• [Task brief]
Provide the data again in its entirety, exactly as given.

[start Data excerpt]

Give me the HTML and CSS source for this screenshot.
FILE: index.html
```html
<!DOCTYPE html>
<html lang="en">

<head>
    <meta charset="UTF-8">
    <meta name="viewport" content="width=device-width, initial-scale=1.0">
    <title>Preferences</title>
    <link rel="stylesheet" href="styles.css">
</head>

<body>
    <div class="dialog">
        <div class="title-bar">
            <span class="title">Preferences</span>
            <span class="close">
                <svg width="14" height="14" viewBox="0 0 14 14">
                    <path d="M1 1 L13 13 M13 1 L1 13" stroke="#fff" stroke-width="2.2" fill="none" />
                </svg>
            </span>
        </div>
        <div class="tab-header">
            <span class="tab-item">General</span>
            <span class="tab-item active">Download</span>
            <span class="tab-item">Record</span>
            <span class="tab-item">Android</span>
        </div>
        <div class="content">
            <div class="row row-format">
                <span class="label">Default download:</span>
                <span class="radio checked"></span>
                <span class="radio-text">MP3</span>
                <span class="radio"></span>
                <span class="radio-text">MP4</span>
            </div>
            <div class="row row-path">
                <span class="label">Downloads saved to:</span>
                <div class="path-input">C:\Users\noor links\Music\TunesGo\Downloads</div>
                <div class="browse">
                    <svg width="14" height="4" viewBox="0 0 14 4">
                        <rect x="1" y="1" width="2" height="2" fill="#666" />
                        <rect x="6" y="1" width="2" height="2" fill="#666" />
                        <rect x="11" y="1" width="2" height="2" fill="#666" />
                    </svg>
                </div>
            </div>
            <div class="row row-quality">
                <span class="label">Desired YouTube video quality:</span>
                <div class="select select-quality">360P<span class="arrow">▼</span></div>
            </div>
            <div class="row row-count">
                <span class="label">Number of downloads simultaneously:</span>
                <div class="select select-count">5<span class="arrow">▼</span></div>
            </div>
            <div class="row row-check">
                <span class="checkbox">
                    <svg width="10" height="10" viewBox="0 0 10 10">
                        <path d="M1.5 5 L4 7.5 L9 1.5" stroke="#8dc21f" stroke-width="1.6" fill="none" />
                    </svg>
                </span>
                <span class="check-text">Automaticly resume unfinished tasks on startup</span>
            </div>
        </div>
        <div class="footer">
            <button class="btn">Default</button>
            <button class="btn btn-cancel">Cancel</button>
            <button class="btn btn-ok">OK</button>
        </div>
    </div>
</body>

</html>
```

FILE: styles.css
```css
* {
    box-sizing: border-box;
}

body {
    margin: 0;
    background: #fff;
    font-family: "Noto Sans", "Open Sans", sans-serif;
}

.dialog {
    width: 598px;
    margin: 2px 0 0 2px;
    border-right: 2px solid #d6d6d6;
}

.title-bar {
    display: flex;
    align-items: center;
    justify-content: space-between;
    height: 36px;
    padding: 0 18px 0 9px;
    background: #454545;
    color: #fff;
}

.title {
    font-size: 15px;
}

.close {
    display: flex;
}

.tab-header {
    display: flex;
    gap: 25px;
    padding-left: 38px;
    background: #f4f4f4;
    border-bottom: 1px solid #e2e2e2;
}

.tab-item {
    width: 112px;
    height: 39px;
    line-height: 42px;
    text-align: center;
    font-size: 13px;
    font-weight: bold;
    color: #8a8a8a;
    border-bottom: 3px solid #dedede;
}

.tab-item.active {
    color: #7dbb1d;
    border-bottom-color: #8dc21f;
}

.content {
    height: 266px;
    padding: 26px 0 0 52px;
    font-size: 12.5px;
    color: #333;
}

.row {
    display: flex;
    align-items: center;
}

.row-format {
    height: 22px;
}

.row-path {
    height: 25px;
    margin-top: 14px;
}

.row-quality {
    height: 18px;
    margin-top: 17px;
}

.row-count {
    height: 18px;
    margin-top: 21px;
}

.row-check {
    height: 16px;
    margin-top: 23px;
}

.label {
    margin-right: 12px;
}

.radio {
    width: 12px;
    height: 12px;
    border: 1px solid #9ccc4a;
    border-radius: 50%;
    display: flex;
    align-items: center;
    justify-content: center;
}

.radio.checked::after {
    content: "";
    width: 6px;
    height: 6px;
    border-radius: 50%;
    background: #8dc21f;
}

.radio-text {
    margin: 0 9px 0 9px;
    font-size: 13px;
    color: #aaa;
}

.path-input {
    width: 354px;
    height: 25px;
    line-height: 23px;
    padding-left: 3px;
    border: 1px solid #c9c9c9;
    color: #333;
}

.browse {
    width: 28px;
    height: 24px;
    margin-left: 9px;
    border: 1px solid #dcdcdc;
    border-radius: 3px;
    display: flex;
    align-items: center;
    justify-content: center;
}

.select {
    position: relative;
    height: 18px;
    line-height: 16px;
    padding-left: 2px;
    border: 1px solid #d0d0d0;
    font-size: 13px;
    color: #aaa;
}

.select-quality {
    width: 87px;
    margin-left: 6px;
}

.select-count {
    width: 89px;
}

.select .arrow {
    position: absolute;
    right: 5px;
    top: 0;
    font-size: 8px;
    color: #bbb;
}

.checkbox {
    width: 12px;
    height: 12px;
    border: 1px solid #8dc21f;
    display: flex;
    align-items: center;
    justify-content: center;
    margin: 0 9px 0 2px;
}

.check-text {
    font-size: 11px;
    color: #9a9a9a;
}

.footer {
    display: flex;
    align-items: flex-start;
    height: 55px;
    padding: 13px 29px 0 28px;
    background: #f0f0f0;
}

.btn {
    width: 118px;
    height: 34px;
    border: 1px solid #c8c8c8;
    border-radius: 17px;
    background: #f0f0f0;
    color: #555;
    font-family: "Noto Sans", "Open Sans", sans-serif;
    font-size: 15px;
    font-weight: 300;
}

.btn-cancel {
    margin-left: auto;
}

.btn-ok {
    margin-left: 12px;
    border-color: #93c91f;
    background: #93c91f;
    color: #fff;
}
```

[end Data excerpt]

• [Exercise solution]
Give me the HTML and CSS source for this screenshot.
FILE: index.html
```html
<!DOCTYPE html>
<html lang="en">

<head>
    <meta charset="UTF-8">
    <meta name="viewport" content="width=device-width, initial-scale=1.0">
    <title>Preferences</title>
    <link rel="stylesheet" href="styles.css">
</head>

<body>
    <div class="dialog">
        <div class="title-bar">
            <span class="title">Preferences</span>
            <span class="close">
                <svg width="14" height="14" viewBox="0 0 14 14">
                    <path d="M1 1 L13 13 M13 1 L1 13" stroke="#fff" stroke-width="2.2" fill="none" />
                </svg>
            </span>
        </div>
        <div class="tab-header">
            <span class="tab-item">General</span>
            <span class="tab-item active">Download</span>
            <span class="tab-item">Record</span>
            <span class="tab-item">Android</span>
        </div>
        <div class="content">
            <div class="row row-format">
                <span class="label">Default download:</span>
                <span class="radio checked"></span>
                <span class="radio-text">MP3</span>
                <span class="radio"></span>
                <span class="radio-text">MP4</span>
            </div>
            <div class="row row-path">
                <span class="label">Downloads saved to:</span>
                <div class="path-input">C:\Users\noor links\Music\TunesGo\Downloads</div>
                <div class="browse">
                    <svg width="14" height="4" viewBox="0 0 14 4">
                        <rect x="1" y="1" width="2" height="2" fill="#666" />
                        <rect x="6" y="1" width="2" height="2" fill="#666" />
                        <rect x="11" y="1" width="2" height="2" fill="#666" />
                    </svg>
                </div>
            </div>
            <div class="row row-quality">
                <span class="label">Desired YouTube video quality:</span>
                <div class="select select-quality">360P<span class="arrow">▼</span></div>
            </div>
            <div class="row row-count">
                <span class="label">Number of downloads simultaneously:</span>
                <div class="select select-count">5<span class="arrow">▼</span></div>
            </div>
            <div class="row row-check">
                <span class="checkbox">
                    <svg width="10" height="10" viewBox="0 0 10 10">
                        <path d="M1.5 5 L4 7.5 L9 1.5" stroke="#8dc21f" stroke-width="1.6" fill="none" />
                    </svg>
                </span>
                <span class="check-text">Automaticly resume unfinished tasks on startup</span>
            </div>
        </div>
        <div class="footer">
            <button class="btn">Default</button>
            <button class="btn btn-cancel">Cancel</button>
            <button class="btn btn-ok">OK</button>
        </div>
    </div>
</body>

</html>
```

FILE: styles.css
```css
* {
    box-sizing: border-box;
}

body {
    margin: 0;
    background: #fff;
    font-family: "Noto Sans", "Open Sans", sans-serif;
}

.dialog {
    width: 598px;
    margin: 2px 0 0 2px;
    border-right: 2px solid #d6d6d6;
}

.title-bar {
    display: flex;
    align-items: center;
    justify-content: space-between;
    height: 36px;
    padding: 0 18px 0 9px;
    background: #454545;
    color: #fff;
}

.title {
    font-size: 15px;
}

.close {
    display: flex;
}

.tab-header {
    display: flex;
    gap: 25px;
    padding-left: 38px;
    background: #f4f4f4;
    border-bottom: 1px solid #e2e2e2;
}

.tab-item {
    width: 112px;
    height: 39px;
    line-height: 42px;
    text-align: center;
    font-size: 13px;
    font-weight: bold;
    color: #8a8a8a;
    border-bottom: 3px solid #dedede;
}

.tab-item.active {
    color: #7dbb1d;
    border-bottom-color: #8dc21f;
}

.content {
    height: 266px;
    padding: 26px 0 0 52px;
    font-size: 12.5px;
    color: #333;
}

.row {
    display: flex;
    align-items: center;
}

.row-format {
    height: 22px;
}

.row-path {
    height: 25px;
    margin-top: 14px;
}

.row-quality {
    height: 18px;
    margin-top: 17px;
}

.row-count {
    height: 18px;
    margin-top: 21px;
}

.row-check {
    height: 16px;
    margin-top: 23px;
}

.label {
    margin-right: 12px;
}

.radio {
    width: 12px;
    height: 12px;
    border: 1px solid #9ccc4a;
    border-radius: 50%;
    display: flex;
    align-items: center;
    justify-content: center;
}

.radio.checked::after {
    content: "";
    width: 6px;
    height: 6px;
    border-radius: 50%;
    background: #8dc21f;
}

.radio-text {
    margin: 0 9px 0 9px;
    font-size: 13px;
    color: #aaa;
}

.path-input {
    width: 354px;
    height: 25px;
    line-height: 23px;
    padding-left: 3px;
    border: 1px solid #c9c9c9;
    color: #333;
}

.browse {
    width: 28px;
    height: 24px;
    margin-left: 9px;
    border: 1px solid #dcdcdc;
    border-radius: 3px;
    display: flex;
    align-items: center;
    justify-content: center;
}

.select {
    position: relative;
    height: 18px;
    line-height: 16px;
    padding-left: 2px;
    border: 1px solid #d0d0d0;
    font-size: 13px;
    color: #aaa;
}

.select-quality {
    width: 87px;
    margin-left: 6px;
}

.select-count {
    width: 89px;
}

.select .arrow {
    position: absolute;
    right: 5px;
    top: 0;
    font-size: 8px;
    color: #bbb;
}

.checkbox {
    width: 12px;
    height: 12px;
    border: 1px solid #8dc21f;
    display: flex;
    align-items: center;
    justify-content: center;
    margin: 0 9px 0 2px;
}

.check-text {
    font-size: 11px;
    color: #9a9a9a;
}

.footer {
    display: flex;
    align-items: flex-start;
    height: 55px;
    padding: 13px 29px 0 28px;
    background: #f0f0f0;
}

.btn {
    width: 118px;
    height: 34px;
    border: 1px solid #c8c8c8;
    border-radius: 17px;
    background: #f0f0f0;
    color: #555;
    font-family: "Noto Sans", "Open Sans", sans-serif;
    font-size: 15px;
    font-weight: 300;
}

.btn-cancel {
    margin-left: auto;
}

.btn-ok {
    margin-left: 12px;
    border-color: #93c91f;
    background: #93c91f;
    color: #fff;
}
```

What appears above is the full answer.